[WHAT IS ASKED] Images should be left out, and everything else in the listing reproduced exactly.

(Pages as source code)
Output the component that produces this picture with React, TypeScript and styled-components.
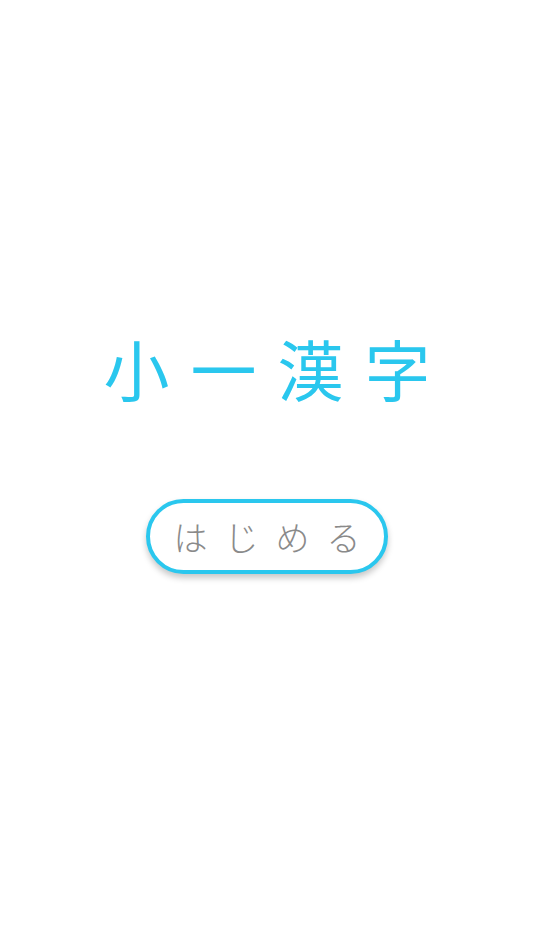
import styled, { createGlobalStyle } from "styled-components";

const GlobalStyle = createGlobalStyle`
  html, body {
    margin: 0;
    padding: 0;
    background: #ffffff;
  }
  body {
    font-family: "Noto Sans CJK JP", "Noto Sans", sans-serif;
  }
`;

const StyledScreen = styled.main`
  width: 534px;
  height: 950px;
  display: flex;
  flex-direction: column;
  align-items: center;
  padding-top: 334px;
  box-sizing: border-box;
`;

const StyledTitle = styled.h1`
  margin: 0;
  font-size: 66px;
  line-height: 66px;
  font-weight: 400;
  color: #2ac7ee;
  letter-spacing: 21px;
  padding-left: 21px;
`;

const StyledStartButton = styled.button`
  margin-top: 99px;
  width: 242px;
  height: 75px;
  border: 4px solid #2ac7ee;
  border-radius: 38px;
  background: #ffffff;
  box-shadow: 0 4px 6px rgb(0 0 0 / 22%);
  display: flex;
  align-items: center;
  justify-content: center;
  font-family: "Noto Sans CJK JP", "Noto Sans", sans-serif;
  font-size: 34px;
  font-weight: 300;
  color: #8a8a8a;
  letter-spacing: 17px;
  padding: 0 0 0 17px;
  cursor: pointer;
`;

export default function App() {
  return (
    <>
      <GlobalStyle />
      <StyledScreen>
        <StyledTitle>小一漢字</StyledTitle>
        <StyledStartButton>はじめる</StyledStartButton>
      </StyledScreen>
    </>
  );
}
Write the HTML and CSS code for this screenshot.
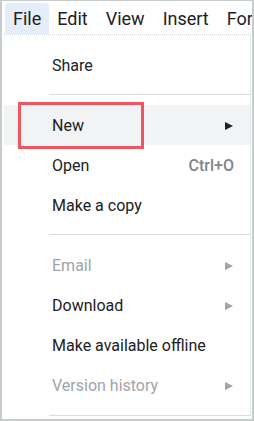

[CORRECT RESULT]
Output the component that produces this picture with React, TypeScript and styled-components.
import styled, { createGlobalStyle } from "styled-components";

const GlobalStyle = createGlobalStyle`
  html, body {
    margin: 0;
    padding: 0;
    background: #ffffff;
  }
  body {
    font-family: "Noto Sans CJK JP", "Noto Sans", sans-serif;
  }
`;

const StyledScreen = styled.main`
  width: 534px;
  height: 950px;
  display: flex;
  flex-direction: column;
  align-items: center;
  padding-top: 334px;
  box-sizing: border-box;
`;

const StyledTitle = styled.h1`
  margin: 0;
  font-size: 66px;
  line-height: 66px;
  font-weight: 400;
  color: #2ac7ee;
  letter-spacing: 21px;
  padding-left: 21px;
`;

const StyledStartButton = styled.button`
  margin-top: 99px;
  width: 242px;
  height: 75px;
  border: 4px solid #2ac7ee;
  border-radius: 38px;
  background: #ffffff;
  box-shadow: 0 4px 6px rgb(0 0 0 / 22%);
  display: flex;
  align-items: center;
  justify-content: center;
  font-family: "Noto Sans CJK JP", "Noto Sans", sans-serif;
  font-size: 34px;
  font-weight: 300;
  color: #8a8a8a;
  letter-spacing: 17px;
  padding: 0 0 0 17px;
  cursor: pointer;
`;

export default function App() {
  return (
    <>
      <GlobalStyle />
      <StyledScreen>
        <StyledTitle>小一漢字</StyledTitle>
        <StyledStartButton>はじめる</StyledStartButton>
      </StyledScreen>
    </>
  );
}
Write the HTML and CSS code for this screenshot.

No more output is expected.